◆ **Written problem**: Without including any pictures, copy each entry below exactly.

◆ **Stored dataset items**:
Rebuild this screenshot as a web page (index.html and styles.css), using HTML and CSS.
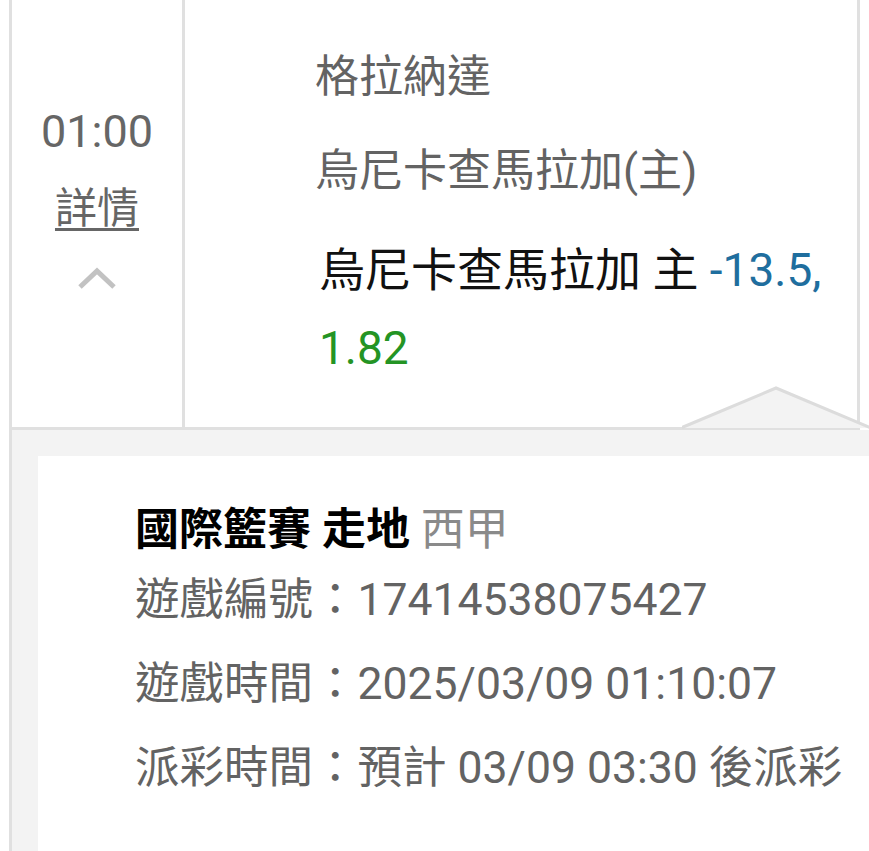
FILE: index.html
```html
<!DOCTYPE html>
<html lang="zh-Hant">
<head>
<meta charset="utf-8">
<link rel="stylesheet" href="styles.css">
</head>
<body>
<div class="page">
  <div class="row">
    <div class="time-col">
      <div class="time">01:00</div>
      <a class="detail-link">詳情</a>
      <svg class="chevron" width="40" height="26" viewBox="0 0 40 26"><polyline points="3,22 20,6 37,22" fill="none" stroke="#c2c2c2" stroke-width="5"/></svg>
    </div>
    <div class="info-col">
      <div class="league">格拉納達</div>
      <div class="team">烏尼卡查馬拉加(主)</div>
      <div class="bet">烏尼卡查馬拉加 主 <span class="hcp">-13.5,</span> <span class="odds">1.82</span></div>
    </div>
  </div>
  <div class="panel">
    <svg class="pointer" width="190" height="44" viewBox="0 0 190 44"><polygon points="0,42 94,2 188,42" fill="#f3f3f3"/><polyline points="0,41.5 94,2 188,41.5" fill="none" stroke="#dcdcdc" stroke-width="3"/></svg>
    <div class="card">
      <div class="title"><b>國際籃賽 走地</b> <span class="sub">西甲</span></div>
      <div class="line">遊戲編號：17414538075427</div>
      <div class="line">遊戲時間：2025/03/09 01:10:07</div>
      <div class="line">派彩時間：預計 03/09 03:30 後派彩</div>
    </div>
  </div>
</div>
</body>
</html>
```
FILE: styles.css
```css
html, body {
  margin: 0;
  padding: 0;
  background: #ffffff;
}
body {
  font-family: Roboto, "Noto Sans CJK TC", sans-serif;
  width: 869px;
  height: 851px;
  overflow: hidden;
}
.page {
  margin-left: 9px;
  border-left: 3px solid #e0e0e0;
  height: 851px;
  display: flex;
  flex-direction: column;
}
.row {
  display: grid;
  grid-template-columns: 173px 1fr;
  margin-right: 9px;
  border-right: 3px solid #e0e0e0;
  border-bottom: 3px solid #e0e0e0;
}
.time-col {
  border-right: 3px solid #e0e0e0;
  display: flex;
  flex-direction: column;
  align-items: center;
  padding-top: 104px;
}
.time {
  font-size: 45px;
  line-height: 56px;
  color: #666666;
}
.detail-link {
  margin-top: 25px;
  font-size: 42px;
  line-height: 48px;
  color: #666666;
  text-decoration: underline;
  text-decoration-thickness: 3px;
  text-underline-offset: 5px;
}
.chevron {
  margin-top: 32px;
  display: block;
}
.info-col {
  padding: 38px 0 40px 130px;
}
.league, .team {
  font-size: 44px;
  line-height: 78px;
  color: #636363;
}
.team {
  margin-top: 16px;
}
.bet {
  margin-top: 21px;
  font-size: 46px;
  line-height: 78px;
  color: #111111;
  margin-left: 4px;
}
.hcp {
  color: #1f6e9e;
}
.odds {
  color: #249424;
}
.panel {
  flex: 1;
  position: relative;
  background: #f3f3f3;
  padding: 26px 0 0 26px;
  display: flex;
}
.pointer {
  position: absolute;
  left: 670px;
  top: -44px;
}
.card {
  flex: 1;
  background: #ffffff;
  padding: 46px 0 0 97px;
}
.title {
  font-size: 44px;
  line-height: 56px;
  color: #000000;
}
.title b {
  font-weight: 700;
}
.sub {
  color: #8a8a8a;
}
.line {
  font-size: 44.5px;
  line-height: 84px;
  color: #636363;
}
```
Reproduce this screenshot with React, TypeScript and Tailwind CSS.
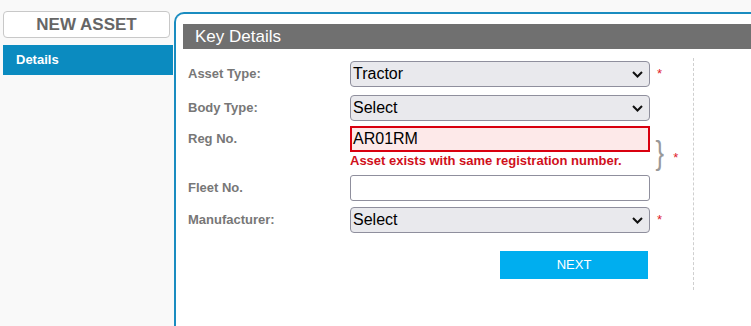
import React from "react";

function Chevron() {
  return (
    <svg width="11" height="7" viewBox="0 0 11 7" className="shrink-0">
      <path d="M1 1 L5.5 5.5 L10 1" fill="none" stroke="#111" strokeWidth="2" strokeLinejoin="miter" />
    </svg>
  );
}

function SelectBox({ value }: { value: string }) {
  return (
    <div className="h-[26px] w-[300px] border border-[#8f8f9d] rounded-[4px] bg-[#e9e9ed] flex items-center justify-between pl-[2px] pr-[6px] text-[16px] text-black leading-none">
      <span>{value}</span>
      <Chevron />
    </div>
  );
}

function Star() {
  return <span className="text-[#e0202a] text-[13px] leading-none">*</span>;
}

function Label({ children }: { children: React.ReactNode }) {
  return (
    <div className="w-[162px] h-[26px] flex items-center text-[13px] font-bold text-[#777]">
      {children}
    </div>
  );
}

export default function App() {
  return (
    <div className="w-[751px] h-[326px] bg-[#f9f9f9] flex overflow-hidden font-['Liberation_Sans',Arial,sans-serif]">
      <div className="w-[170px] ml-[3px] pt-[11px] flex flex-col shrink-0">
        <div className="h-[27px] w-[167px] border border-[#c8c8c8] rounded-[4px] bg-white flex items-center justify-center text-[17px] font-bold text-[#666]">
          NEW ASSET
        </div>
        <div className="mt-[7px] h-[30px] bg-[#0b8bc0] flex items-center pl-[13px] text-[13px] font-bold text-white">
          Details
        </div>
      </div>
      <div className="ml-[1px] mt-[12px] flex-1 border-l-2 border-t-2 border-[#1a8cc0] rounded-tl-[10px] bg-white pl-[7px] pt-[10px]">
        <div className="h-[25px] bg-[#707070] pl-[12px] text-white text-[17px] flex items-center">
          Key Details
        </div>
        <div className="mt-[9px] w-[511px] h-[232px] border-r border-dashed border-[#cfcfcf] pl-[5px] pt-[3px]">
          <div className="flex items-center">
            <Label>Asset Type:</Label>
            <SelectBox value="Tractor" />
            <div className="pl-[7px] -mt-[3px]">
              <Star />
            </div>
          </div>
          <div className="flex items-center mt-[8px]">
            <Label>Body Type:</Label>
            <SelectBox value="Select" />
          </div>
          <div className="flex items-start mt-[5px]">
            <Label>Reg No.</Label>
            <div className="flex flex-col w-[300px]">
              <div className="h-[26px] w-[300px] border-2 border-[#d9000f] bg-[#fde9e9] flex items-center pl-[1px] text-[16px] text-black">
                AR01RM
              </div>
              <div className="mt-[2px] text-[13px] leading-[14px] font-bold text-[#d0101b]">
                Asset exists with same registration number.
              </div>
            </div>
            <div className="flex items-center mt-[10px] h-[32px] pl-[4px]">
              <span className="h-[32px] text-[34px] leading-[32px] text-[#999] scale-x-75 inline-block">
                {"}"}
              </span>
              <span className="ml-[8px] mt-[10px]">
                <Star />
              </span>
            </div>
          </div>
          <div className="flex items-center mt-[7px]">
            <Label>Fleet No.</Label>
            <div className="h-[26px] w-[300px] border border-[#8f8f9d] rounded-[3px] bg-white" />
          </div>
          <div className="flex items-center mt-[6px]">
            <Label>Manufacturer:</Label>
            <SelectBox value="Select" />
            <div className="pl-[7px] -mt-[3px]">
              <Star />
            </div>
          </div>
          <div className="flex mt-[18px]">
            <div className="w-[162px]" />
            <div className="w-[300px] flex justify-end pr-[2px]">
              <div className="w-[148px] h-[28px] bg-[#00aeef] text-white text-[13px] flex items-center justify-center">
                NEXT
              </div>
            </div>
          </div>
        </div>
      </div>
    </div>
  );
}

◆ **Exercise answer**:
Rebuild this screenshot as a web page (index.html and styles.css), using HTML and CSS.
FILE: index.html
```html
<!DOCTYPE html>
<html lang="zh-Hant">
<head>
<meta charset="utf-8">
<link rel="stylesheet" href="styles.css">
</head>
<body>
<div class="page">
  <div class="row">
    <div class="time-col">
      <div class="time">01:00</div>
      <a class="detail-link">詳情</a>
      <svg class="chevron" width="40" height="26" viewBox="0 0 40 26"><polyline points="3,22 20,6 37,22" fill="none" stroke="#c2c2c2" stroke-width="5"/></svg>
    </div>
    <div class="info-col">
      <div class="league">格拉納達</div>
      <div class="team">烏尼卡查馬拉加(主)</div>
      <div class="bet">烏尼卡查馬拉加 主 <span class="hcp">-13.5,</span> <span class="odds">1.82</span></div>
    </div>
  </div>
  <div class="panel">
    <svg class="pointer" width="190" height="44" viewBox="0 0 190 44"><polygon points="0,42 94,2 188,42" fill="#f3f3f3"/><polyline points="0,41.5 94,2 188,41.5" fill="none" stroke="#dcdcdc" stroke-width="3"/></svg>
    <div class="card">
      <div class="title"><b>國際籃賽 走地</b> <span class="sub">西甲</span></div>
      <div class="line">遊戲編號：17414538075427</div>
      <div class="line">遊戲時間：2025/03/09 01:10:07</div>
      <div class="line">派彩時間：預計 03/09 03:30 後派彩</div>
    </div>
  </div>
</div>
</body>
</html>
```
FILE: styles.css
```css
html, body {
  margin: 0;
  padding: 0;
  background: #ffffff;
}
body {
  font-family: Roboto, "Noto Sans CJK TC", sans-serif;
  width: 869px;
  height: 851px;
  overflow: hidden;
}
.page {
  margin-left: 9px;
  border-left: 3px solid #e0e0e0;
  height: 851px;
  display: flex;
  flex-direction: column;
}
.row {
  display: grid;
  grid-template-columns: 173px 1fr;
  margin-right: 9px;
  border-right: 3px solid #e0e0e0;
  border-bottom: 3px solid #e0e0e0;
}
.time-col {
  border-right: 3px solid #e0e0e0;
  display: flex;
  flex-direction: column;
  align-items: center;
  padding-top: 104px;
}
.time {
  font-size: 45px;
  line-height: 56px;
  color: #666666;
}
.detail-link {
  margin-top: 25px;
  font-size: 42px;
  line-height: 48px;
  color: #666666;
  text-decoration: underline;
  text-decoration-thickness: 3px;
  text-underline-offset: 5px;
}
.chevron {
  margin-top: 32px;
  display: block;
}
.info-col {
  padding: 38px 0 40px 130px;
}
.league, .team {
  font-size: 44px;
  line-height: 78px;
  color: #636363;
}
.team {
  margin-top: 16px;
}
.bet {
  margin-top: 21px;
  font-size: 46px;
  line-height: 78px;
  color: #111111;
  margin-left: 4px;
}
.hcp {
  color: #1f6e9e;
}
.odds {
  color: #249424;
}
.panel {
  flex: 1;
  position: relative;
  background: #f3f3f3;
  padding: 26px 0 0 26px;
  display: flex;
}
.pointer {
  position: absolute;
  left: 670px;
  top: -44px;
}
.card {
  flex: 1;
  background: #ffffff;
  padding: 46px 0 0 97px;
}
.title {
  font-size: 44px;
  line-height: 56px;
  color: #000000;
}
.title b {
  font-weight: 700;
}
.sub {
  color: #8a8a8a;
}
.line {
  font-size: 44.5px;
  line-height: 84px;
  color: #636363;
}
```
Reproduce this screenshot with React, TypeScript and Tailwind CSS.
import React from "react";

function Chevron() {
  return (
    <svg width="11" height="7" viewBox="0 0 11 7" className="shrink-0">
      <path d="M1 1 L5.5 5.5 L10 1" fill="none" stroke="#111" strokeWidth="2" strokeLinejoin="miter" />
    </svg>
  );
}

function SelectBox({ value }: { value: string }) {
  return (
    <div className="h-[26px] w-[300px] border border-[#8f8f9d] rounded-[4px] bg-[#e9e9ed] flex items-center justify-between pl-[2px] pr-[6px] text-[16px] text-black leading-none">
      <span>{value}</span>
      <Chevron />
    </div>
  );
}

function Star() {
  return <span className="text-[#e0202a] text-[13px] leading-none">*</span>;
}

function Label({ children }: { children: React.ReactNode }) {
  return (
    <div className="w-[162px] h-[26px] flex items-center text-[13px] font-bold text-[#777]">
      {children}
    </div>
  );
}

export default function App() {
  return (
    <div className="w-[751px] h-[326px] bg-[#f9f9f9] flex overflow-hidden font-['Liberation_Sans',Arial,sans-serif]">
      <div className="w-[170px] ml-[3px] pt-[11px] flex flex-col shrink-0">
        <div className="h-[27px] w-[167px] border border-[#c8c8c8] rounded-[4px] bg-white flex items-center justify-center text-[17px] font-bold text-[#666]">
          NEW ASSET
        </div>
        <div className="mt-[7px] h-[30px] bg-[#0b8bc0] flex items-center pl-[13px] text-[13px] font-bold text-white">
          Details
        </div>
      </div>
      <div className="ml-[1px] mt-[12px] flex-1 border-l-2 border-t-2 border-[#1a8cc0] rounded-tl-[10px] bg-white pl-[7px] pt-[10px]">
        <div className="h-[25px] bg-[#707070] pl-[12px] text-white text-[17px] flex items-center">
          Key Details
        </div>
        <div className="mt-[9px] w-[511px] h-[232px] border-r border-dashed border-[#cfcfcf] pl-[5px] pt-[3px]">
          <div className="flex items-center">
            <Label>Asset Type:</Label>
            <SelectBox value="Tractor" />
            <div className="pl-[7px] -mt-[3px]">
              <Star />
            </div>
          </div>
          <div className="flex items-center mt-[8px]">
            <Label>Body Type:</Label>
            <SelectBox value="Select" />
          </div>
          <div className="flex items-start mt-[5px]">
            <Label>Reg No.</Label>
            <div className="flex flex-col w-[300px]">
              <div className="h-[26px] w-[300px] border-2 border-[#d9000f] bg-[#fde9e9] flex items-center pl-[1px] text-[16px] text-black">
                AR01RM
              </div>
              <div className="mt-[2px] text-[13px] leading-[14px] font-bold text-[#d0101b]">
                Asset exists with same registration number.
              </div>
            </div>
            <div className="flex items-center mt-[10px] h-[32px] pl-[4px]">
              <span className="h-[32px] text-[34px] leading-[32px] text-[#999] scale-x-75 inline-block">
                {"}"}
              </span>
              <span className="ml-[8px] mt-[10px]">
                <Star />
              </span>
            </div>
          </div>
          <div className="flex items-center mt-[7px]">
            <Label>Fleet No.</Label>
            <div className="h-[26px] w-[300px] border border-[#8f8f9d] rounded-[3px] bg-white" />
          </div>
          <div className="flex items-center mt-[6px]">
            <Label>Manufacturer:</Label>
            <SelectBox value="Select" />
            <div className="pl-[7px] -mt-[3px]">
              <Star />
            </div>
          </div>
          <div className="flex mt-[18px]">
            <div className="w-[162px]" />
            <div className="w-[300px] flex justify-end pr-[2px]">
              <div className="w-[148px] h-[28px] bg-[#00aeef] text-white text-[13px] flex items-center justify-center">
                NEXT
              </div>
            </div>
          </div>
        </div>
      </div>
    </div>
  );
}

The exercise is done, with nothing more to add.